Gather from the listing below each line that includes the word "source", and copy it.

▶ DATA SHOWN:
══════
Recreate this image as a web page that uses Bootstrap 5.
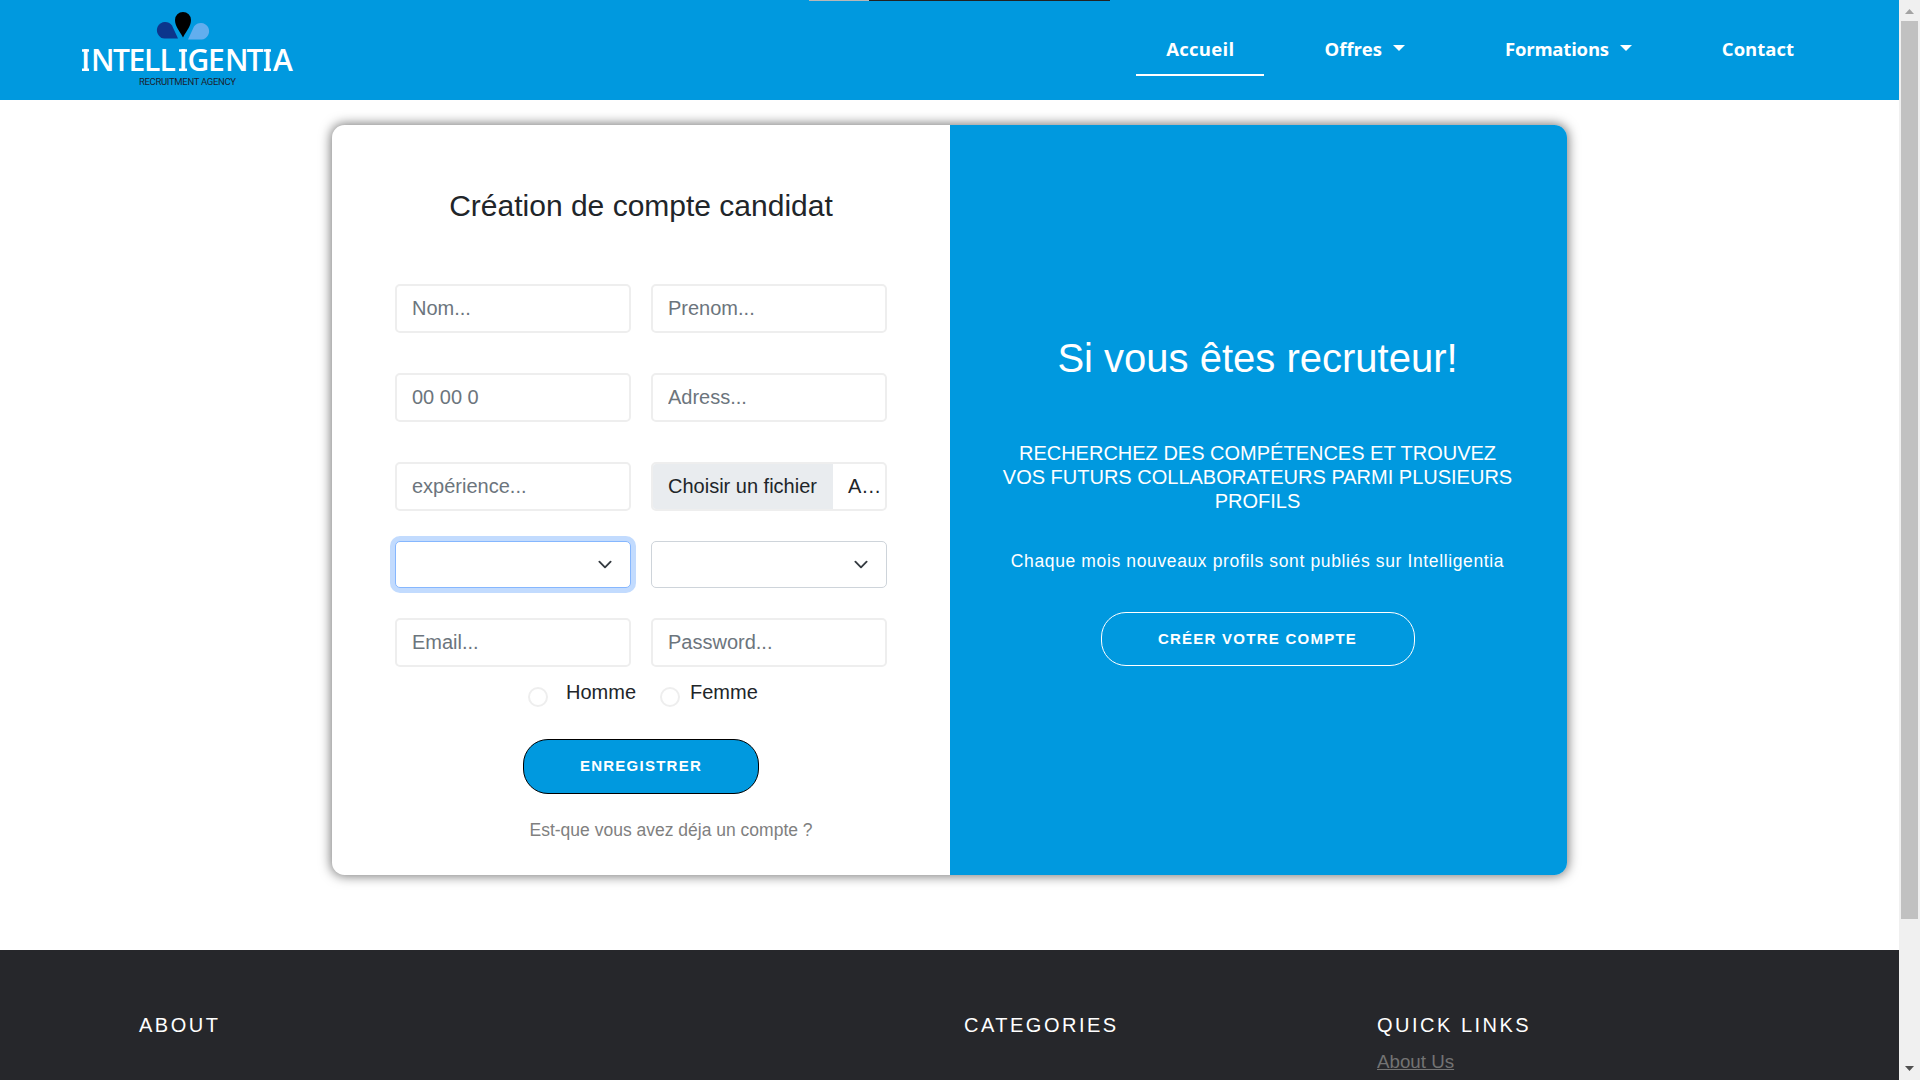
══════
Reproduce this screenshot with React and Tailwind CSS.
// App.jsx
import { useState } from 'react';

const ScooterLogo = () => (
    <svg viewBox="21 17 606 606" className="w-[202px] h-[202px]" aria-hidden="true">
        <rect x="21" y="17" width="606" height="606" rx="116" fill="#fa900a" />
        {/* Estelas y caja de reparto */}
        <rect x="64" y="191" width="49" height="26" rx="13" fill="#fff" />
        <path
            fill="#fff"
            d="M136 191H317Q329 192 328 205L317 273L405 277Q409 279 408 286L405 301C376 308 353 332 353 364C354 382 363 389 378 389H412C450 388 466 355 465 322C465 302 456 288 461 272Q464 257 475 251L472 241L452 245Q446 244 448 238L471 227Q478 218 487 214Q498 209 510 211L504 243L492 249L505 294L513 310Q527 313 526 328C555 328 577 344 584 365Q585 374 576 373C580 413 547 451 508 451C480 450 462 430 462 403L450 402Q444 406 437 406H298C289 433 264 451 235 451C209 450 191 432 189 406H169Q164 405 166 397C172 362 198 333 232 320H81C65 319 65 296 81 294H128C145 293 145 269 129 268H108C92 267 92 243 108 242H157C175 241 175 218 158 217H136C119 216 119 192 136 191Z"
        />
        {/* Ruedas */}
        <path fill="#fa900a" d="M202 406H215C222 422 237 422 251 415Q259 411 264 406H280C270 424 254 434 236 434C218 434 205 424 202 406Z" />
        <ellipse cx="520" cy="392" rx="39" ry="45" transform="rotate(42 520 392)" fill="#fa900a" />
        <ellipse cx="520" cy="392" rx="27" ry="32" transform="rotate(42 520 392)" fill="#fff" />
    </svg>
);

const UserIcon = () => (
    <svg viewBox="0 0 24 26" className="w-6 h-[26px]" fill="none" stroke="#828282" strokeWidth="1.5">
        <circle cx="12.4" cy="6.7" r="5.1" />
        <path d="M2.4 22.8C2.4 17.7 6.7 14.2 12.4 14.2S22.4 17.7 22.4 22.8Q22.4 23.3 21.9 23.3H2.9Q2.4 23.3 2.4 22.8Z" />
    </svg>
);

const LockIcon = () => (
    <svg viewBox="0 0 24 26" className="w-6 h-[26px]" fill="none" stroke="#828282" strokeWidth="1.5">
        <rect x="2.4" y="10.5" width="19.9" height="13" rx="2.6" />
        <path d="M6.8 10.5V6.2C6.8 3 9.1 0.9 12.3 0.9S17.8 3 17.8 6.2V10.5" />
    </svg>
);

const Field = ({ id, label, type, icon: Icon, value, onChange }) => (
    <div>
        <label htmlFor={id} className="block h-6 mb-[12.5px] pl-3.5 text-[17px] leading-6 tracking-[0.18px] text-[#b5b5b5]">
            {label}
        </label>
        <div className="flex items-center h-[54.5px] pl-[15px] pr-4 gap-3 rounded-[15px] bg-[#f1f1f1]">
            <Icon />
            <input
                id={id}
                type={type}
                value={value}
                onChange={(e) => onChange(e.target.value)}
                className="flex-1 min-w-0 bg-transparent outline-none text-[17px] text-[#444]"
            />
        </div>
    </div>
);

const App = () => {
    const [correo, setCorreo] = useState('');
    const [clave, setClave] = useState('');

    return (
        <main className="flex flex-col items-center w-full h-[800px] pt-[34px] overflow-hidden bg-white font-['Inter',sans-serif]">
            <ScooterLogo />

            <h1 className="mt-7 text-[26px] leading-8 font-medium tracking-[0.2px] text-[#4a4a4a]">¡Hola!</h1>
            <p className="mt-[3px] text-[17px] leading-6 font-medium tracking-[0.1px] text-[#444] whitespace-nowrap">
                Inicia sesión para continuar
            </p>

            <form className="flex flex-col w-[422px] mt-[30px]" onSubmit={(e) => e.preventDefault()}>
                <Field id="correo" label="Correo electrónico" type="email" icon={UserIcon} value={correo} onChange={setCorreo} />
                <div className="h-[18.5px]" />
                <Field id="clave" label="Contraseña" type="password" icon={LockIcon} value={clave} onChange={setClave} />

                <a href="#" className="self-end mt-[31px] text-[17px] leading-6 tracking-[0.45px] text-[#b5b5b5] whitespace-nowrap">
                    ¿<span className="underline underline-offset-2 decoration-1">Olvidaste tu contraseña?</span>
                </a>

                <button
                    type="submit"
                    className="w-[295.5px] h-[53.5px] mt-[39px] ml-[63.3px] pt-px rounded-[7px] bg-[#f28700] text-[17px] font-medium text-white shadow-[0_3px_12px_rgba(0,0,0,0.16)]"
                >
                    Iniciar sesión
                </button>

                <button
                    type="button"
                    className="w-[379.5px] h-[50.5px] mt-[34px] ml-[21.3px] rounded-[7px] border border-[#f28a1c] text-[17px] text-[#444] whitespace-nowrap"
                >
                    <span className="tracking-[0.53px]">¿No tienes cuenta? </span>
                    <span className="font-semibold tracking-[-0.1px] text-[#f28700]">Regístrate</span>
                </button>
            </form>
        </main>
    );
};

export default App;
══════
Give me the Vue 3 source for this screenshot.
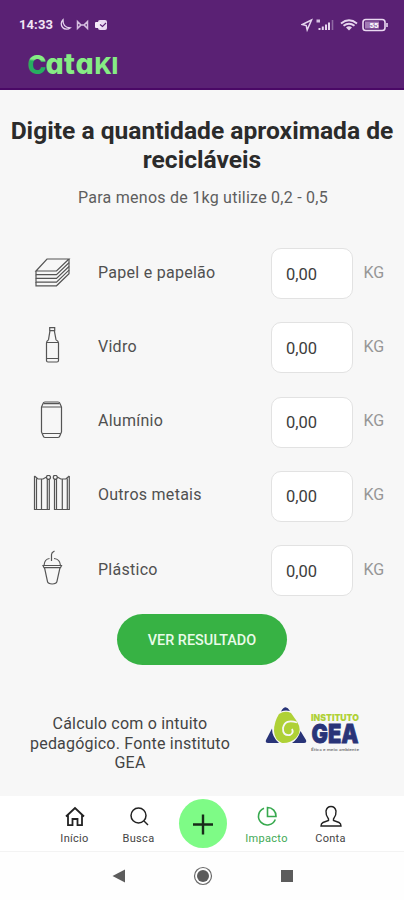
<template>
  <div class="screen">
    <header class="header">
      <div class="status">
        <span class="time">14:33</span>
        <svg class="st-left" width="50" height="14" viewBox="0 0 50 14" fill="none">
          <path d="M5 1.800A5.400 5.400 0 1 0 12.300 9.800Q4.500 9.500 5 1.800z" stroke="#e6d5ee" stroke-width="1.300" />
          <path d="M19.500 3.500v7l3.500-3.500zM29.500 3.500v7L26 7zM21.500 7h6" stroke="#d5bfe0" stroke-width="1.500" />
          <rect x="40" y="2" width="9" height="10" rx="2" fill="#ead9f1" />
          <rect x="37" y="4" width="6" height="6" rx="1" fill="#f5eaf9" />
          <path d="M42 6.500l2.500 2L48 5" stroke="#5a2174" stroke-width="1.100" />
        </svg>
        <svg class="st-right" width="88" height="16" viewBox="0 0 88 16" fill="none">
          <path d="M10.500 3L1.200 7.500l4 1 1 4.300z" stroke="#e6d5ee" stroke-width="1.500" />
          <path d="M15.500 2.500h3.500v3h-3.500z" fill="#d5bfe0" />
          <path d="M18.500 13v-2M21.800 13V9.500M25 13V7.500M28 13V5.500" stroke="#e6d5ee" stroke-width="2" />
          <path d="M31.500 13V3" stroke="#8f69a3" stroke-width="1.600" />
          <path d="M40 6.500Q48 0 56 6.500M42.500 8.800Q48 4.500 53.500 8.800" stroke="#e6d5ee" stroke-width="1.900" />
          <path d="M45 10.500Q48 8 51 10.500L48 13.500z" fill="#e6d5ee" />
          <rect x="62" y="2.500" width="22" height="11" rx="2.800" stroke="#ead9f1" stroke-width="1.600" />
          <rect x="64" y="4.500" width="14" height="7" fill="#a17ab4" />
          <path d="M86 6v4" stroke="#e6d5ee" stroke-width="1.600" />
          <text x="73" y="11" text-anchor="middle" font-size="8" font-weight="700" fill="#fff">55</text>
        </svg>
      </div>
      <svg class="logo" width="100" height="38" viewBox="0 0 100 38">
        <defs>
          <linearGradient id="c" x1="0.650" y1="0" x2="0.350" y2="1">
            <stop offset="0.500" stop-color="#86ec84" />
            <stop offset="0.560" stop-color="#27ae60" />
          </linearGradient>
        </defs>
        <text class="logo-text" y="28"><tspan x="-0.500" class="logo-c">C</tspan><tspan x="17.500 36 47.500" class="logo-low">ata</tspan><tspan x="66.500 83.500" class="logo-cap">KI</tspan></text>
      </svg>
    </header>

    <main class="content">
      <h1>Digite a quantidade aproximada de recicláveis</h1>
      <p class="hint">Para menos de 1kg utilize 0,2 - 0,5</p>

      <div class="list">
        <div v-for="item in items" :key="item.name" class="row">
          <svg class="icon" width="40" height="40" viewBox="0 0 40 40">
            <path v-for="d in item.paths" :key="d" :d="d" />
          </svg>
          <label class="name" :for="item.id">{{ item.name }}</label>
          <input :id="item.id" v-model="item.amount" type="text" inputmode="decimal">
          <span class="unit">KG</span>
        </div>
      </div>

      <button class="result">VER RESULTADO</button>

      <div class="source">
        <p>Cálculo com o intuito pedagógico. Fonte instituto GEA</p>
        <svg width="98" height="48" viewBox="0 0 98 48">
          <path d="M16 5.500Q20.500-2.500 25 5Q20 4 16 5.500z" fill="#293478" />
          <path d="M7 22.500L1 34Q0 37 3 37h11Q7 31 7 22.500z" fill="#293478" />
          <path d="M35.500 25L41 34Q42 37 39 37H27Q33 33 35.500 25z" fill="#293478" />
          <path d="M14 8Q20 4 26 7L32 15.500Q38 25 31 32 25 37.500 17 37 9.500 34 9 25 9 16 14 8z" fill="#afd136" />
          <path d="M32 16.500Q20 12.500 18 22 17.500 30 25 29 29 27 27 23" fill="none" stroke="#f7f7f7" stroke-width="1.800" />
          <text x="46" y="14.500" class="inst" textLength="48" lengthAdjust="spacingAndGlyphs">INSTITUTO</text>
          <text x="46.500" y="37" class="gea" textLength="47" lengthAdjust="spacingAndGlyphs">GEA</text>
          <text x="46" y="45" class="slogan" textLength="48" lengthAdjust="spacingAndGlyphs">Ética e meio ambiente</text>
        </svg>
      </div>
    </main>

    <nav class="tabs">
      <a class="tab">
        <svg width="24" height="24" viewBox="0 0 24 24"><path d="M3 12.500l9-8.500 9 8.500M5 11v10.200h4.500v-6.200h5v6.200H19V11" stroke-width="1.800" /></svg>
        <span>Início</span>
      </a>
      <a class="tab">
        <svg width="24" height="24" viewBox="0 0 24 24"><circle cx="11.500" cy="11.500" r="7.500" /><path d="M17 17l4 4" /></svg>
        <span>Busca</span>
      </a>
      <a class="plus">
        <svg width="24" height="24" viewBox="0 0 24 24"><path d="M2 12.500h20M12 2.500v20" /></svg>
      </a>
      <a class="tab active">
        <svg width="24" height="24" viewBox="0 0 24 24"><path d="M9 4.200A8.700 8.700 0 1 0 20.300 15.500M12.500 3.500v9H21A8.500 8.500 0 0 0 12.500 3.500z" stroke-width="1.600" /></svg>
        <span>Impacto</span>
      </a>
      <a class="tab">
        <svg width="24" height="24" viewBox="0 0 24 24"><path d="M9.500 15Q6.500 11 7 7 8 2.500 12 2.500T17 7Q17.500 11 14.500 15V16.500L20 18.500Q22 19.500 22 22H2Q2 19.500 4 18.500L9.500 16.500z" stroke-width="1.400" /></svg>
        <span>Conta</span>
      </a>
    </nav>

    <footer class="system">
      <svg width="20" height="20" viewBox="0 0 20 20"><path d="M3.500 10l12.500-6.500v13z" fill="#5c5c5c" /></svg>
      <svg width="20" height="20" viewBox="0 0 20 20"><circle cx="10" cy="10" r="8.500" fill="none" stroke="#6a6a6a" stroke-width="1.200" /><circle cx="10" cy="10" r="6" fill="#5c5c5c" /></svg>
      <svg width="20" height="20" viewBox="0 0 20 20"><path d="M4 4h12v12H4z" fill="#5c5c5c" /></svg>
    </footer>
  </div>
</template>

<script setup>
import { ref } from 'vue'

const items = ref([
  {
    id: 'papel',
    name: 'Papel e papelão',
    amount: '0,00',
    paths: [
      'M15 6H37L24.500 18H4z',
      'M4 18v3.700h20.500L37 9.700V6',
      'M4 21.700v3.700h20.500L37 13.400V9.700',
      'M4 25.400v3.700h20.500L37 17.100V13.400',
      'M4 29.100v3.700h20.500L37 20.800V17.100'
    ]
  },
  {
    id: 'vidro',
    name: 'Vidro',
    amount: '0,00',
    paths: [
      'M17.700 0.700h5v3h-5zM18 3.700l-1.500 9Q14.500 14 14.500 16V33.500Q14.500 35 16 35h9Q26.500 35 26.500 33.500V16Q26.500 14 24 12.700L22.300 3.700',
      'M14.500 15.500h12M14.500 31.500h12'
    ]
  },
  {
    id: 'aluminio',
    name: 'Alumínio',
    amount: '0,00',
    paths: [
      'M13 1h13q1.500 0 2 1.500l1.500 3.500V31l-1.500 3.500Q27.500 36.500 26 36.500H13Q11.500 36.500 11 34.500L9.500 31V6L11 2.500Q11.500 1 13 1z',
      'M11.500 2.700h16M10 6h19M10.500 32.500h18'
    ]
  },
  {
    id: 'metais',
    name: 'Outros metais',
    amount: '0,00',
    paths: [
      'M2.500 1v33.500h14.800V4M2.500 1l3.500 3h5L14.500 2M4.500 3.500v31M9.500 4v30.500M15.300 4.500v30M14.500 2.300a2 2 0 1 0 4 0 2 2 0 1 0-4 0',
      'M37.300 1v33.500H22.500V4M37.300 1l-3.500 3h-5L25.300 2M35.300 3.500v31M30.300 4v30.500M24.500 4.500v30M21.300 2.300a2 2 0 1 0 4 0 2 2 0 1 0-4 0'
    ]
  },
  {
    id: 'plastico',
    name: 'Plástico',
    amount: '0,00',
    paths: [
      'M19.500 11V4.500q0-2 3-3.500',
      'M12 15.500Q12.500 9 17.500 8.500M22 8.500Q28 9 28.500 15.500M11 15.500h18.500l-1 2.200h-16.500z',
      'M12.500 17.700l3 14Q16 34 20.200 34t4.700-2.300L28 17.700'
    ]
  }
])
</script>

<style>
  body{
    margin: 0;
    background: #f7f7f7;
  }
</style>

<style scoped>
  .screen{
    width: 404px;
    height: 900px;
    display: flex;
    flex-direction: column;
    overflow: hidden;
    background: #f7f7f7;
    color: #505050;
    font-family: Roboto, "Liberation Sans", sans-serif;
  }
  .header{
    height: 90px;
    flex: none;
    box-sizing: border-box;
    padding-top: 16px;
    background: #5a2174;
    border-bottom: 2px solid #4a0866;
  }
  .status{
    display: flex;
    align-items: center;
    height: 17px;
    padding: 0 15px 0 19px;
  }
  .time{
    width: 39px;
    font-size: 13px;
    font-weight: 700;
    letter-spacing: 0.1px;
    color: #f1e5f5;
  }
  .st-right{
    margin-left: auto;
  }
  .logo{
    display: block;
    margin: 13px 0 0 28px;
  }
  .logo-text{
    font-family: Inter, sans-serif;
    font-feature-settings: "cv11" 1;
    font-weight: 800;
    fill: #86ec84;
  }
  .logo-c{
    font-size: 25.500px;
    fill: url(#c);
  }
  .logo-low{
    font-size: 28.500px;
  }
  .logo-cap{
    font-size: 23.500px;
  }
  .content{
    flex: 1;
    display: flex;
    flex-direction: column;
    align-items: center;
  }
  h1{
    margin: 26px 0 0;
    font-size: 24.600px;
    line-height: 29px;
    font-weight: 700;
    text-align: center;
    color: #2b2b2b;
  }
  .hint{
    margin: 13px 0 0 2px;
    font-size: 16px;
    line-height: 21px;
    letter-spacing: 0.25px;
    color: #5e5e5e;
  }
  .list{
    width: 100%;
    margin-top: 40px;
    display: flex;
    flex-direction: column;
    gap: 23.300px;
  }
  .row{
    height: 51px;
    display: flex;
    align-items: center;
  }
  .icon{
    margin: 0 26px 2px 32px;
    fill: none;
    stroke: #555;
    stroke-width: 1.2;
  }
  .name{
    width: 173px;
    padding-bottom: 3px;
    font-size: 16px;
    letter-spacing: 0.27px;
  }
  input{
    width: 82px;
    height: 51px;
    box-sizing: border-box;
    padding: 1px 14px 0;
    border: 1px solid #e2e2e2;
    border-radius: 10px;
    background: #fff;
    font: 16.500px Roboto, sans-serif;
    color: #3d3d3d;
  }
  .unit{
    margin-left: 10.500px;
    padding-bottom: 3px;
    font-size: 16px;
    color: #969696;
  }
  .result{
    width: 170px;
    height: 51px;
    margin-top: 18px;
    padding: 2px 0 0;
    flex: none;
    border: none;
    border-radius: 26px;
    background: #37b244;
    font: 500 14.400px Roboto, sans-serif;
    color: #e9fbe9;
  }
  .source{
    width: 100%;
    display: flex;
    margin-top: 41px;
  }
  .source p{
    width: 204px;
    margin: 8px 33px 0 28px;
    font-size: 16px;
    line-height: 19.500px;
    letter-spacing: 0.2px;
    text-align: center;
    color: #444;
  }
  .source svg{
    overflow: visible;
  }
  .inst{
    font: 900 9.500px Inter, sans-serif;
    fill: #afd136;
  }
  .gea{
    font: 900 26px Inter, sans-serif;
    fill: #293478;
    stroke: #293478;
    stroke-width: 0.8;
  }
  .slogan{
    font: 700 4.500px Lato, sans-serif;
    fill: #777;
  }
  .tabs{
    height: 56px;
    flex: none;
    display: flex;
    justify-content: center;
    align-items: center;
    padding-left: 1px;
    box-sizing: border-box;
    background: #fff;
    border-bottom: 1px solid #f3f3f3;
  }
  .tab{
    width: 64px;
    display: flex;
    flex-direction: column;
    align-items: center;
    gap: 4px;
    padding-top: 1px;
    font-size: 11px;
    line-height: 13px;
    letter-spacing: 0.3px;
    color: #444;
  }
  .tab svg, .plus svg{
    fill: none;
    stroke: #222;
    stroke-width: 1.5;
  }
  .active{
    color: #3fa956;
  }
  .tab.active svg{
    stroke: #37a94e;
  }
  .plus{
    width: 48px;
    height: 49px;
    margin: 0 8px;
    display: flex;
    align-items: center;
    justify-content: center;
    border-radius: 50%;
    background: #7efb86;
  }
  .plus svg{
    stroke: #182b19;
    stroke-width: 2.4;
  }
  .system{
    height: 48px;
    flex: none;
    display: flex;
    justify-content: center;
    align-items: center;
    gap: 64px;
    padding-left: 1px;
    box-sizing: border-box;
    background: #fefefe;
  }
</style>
══════
▶ THE SOLUTION:
Give me the Vue 3 source for this screenshot.
      <div class="source">
  .source{
  .source p{
  .source svg{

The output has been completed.